Au lendemain de la traditionnelle parade, le Off 2016 s’ouvrira par un hommage à André Benedetto pour son geste prophétique. Dans la matinée du 7 juillet sera effectivement dévoilée une plaque en hommage à André Benedetto (1934-2009) dans le théâtre des Carmes qu’il a fondé en 1963.
« Le Off n’est pas un festival ! »
S’enchaîneront ensuite, durant près de trois semaines, plus de 1400 spectacles, soit une centaine de plus que l’an dernier. Raymond Yana, président de Avignon Festival et Compagnies (AF&C) depuis peu, ne s’étend pas sur le chiffre.
Lors de la conférence de presse qui eut lieu mardi 31 mai à Paris, il rappelle en effet que « le Off d’Avignon n’est pas un festival, mais un événement, car à la différence du festival In, il n’y a pas de programmation artistique. Nous n’avons donc aucune intention de bannir qui que ce soit, ni de favoriser l’un plutôt que l’autre ». Au risque de la contradiction, l’association qu’il préside porte bel et bien le terme « festival », bien que sa mission soit « simplement d’accompagner le Off ».

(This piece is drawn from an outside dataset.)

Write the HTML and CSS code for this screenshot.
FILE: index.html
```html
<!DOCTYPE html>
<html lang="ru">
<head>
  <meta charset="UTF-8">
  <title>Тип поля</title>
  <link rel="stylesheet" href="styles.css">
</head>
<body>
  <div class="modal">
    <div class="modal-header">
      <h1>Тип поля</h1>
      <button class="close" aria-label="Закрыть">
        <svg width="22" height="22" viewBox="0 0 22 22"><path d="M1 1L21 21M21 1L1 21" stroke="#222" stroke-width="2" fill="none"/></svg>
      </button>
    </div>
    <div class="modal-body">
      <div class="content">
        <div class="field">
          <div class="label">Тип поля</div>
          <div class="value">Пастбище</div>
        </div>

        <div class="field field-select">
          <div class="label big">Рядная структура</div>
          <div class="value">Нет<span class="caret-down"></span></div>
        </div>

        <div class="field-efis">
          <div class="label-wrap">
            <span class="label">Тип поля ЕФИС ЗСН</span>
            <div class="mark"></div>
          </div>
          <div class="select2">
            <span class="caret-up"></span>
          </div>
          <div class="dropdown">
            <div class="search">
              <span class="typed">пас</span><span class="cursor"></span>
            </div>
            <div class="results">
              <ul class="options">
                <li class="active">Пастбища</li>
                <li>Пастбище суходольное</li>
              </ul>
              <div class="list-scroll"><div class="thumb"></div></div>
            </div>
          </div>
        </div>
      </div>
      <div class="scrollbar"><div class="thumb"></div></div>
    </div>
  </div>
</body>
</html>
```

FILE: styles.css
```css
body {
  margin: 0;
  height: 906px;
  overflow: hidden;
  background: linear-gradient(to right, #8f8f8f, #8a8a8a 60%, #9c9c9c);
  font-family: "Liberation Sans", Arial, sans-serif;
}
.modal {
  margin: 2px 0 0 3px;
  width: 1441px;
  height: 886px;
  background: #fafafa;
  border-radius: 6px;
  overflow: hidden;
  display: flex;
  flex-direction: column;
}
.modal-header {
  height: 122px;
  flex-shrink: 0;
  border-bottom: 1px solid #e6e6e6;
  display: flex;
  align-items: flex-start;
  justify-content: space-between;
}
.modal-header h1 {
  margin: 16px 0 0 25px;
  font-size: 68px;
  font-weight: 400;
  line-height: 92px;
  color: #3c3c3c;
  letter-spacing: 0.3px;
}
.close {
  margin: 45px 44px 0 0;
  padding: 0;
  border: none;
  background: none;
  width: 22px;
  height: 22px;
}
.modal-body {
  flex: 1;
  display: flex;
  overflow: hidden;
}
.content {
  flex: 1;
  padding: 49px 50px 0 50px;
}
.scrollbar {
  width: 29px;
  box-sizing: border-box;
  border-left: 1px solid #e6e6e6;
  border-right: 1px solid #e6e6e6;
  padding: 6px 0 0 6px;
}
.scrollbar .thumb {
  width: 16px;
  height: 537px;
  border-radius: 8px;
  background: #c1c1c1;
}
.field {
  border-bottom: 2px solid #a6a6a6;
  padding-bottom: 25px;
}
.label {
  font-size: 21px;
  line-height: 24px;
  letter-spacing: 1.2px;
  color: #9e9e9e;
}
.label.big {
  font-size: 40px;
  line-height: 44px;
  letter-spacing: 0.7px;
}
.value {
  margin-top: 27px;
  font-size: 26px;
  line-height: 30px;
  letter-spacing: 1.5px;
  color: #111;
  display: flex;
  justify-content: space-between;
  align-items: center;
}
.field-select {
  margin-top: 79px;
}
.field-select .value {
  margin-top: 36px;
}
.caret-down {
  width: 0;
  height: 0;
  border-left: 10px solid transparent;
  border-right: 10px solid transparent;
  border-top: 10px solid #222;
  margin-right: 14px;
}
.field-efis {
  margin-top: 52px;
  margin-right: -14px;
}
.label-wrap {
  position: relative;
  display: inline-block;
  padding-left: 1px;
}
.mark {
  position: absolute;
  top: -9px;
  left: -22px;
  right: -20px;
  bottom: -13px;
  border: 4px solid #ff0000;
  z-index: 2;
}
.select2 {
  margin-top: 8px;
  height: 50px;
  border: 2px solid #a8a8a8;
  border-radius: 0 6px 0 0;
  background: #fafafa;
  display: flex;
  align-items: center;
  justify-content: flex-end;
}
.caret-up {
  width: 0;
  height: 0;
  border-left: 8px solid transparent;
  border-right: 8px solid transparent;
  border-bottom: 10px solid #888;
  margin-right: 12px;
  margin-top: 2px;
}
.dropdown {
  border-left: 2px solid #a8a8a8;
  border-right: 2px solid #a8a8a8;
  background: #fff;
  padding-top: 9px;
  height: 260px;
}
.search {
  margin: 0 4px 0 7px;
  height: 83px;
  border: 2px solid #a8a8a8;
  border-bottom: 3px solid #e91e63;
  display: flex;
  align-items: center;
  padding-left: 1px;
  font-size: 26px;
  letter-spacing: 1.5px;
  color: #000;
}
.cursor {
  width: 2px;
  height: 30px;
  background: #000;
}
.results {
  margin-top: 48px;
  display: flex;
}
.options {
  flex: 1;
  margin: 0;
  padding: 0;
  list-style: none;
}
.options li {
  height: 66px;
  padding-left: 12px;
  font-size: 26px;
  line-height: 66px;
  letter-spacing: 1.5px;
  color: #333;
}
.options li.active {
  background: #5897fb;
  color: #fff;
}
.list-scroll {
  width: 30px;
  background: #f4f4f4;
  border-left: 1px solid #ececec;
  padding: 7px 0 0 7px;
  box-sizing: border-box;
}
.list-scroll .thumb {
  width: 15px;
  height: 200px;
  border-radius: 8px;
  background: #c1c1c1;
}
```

Une politique des grands travaux
Depuis qu’il a succédé à Greg Germain en janvier dernier, Raymond Yana a renforcé la collégialité des décisions au sein du conseil d’administration, qui ne compte que deux femmes sur dix-sept membres – « les hasards d’une élection », nous répond Nikson Pitaqaj, en charge cette année du Village Off.

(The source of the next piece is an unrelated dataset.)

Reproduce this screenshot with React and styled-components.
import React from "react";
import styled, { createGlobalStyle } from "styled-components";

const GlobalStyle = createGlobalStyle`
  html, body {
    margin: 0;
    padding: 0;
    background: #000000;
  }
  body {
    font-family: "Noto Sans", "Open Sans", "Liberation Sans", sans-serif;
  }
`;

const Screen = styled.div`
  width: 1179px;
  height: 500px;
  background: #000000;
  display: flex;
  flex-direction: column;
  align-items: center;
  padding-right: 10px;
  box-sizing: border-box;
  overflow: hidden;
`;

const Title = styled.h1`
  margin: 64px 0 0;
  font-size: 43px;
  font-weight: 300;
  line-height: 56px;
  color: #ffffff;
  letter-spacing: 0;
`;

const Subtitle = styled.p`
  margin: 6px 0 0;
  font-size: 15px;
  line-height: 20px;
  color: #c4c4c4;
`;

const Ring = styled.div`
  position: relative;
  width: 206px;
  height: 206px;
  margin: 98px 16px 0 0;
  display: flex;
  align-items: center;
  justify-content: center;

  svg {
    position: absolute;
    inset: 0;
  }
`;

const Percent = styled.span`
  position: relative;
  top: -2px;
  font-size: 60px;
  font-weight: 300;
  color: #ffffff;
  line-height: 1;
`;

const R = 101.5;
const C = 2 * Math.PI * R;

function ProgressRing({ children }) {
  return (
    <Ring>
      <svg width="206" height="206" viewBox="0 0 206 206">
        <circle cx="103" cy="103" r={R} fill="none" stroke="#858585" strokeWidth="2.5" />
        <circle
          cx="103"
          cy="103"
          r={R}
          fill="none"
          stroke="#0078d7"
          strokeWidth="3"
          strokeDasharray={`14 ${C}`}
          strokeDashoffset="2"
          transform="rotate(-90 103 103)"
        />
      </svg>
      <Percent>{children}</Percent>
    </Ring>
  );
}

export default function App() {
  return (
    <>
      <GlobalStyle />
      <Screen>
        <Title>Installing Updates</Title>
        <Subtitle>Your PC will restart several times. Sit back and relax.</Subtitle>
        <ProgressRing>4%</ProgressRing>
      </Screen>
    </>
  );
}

Et les décisions à prendre sont nombreuses ! L’AF&C a ainsi institué différentes commissions chargées de travailler, outre la collégialité, autour de cinq axes :
– le soutien à la professionnalisation,
– une sensibilisation à la dimension écologique,
– la restructuration du Village du Off,
– le développement des publics,
– l’autonomie et l’indépendance de l’événement.
Raymond Yana mise ainsi sur un projet ambitieux en trois ans, durée de son mandat, afin de reposer des questions que le Off semblait avoir abandonnées par impuissance.
Voici quelques-unes des mesures-clefs…
Professionnaliser davantage le Off
L’AF&C met en place un double système permettant une meilleure visibilité des spectacles : une pastille colorée distinguera dorénavant les spectacles proposés par des compagnies à pratique amateur et les compagnies professionnelles disposant d’une licence (DRAC) ; seront également mises en avant les 1042 créations présentées pour la première fois à Avignon.
Raymond Yana annonce par ailleurs la création d’un fonds de soutien de professionnalisation et de régulation, prévu pour 2018. Ce fonds reposerait en grande partie sur l’instauration d’une billetterie centralisée et le prélèvement de 60 centimes sur chaque billet. La difficulté d’une telle opération repose d’une part sur l’accord des lieux pour céder leur billetterie personnelle, d’autre part sur le nombre de spectateurs concernés. Bien des chiffres ont été avancés quant à la fréquentation de l’événement sans jamais avoir pu être vérifiés.
Dans le Village du Off, le mot d’ordre est simple : plus d’ouverture, plus de convivialité, plus de rencontres interprofessionnelles ! S’y dérouleront rendez-vous classiques et nouveautés destinées à créer une synergie entre professionnels. Plusieurs thèmes d’ateliers sont déjà annoncés : le mécénat, la comptabilité, la diffusion, les relations presse, la communication digitale…
La Maison commune prévoit également des rencontres animées par les compagnies, des rencontres professionnelles, des apéros politiques, etc., ainsi que des concerts – chaque week-end – entre 23h et 2h du matin.
Devenir un éco-festival
Le Off peut-il devenir un éco-festival ? Tel est en tout cas le souhait de Raymond Yana, notamment concernant l’affichage. « La difficulté est que l’affichage est surtout une affaire sentimentale et psychologique, explique-t-il. Quand une pièce n’a pas assez de spectateurs, la compagnie se dit aussitôt qu’elle doit ajouter des affiches pour plus de visibilité. Mais ce n’est pas vrai, cela ne fonctionne pas. Ma longue expérience m’a montré que le contact direct avec les gens est bien plus utile. »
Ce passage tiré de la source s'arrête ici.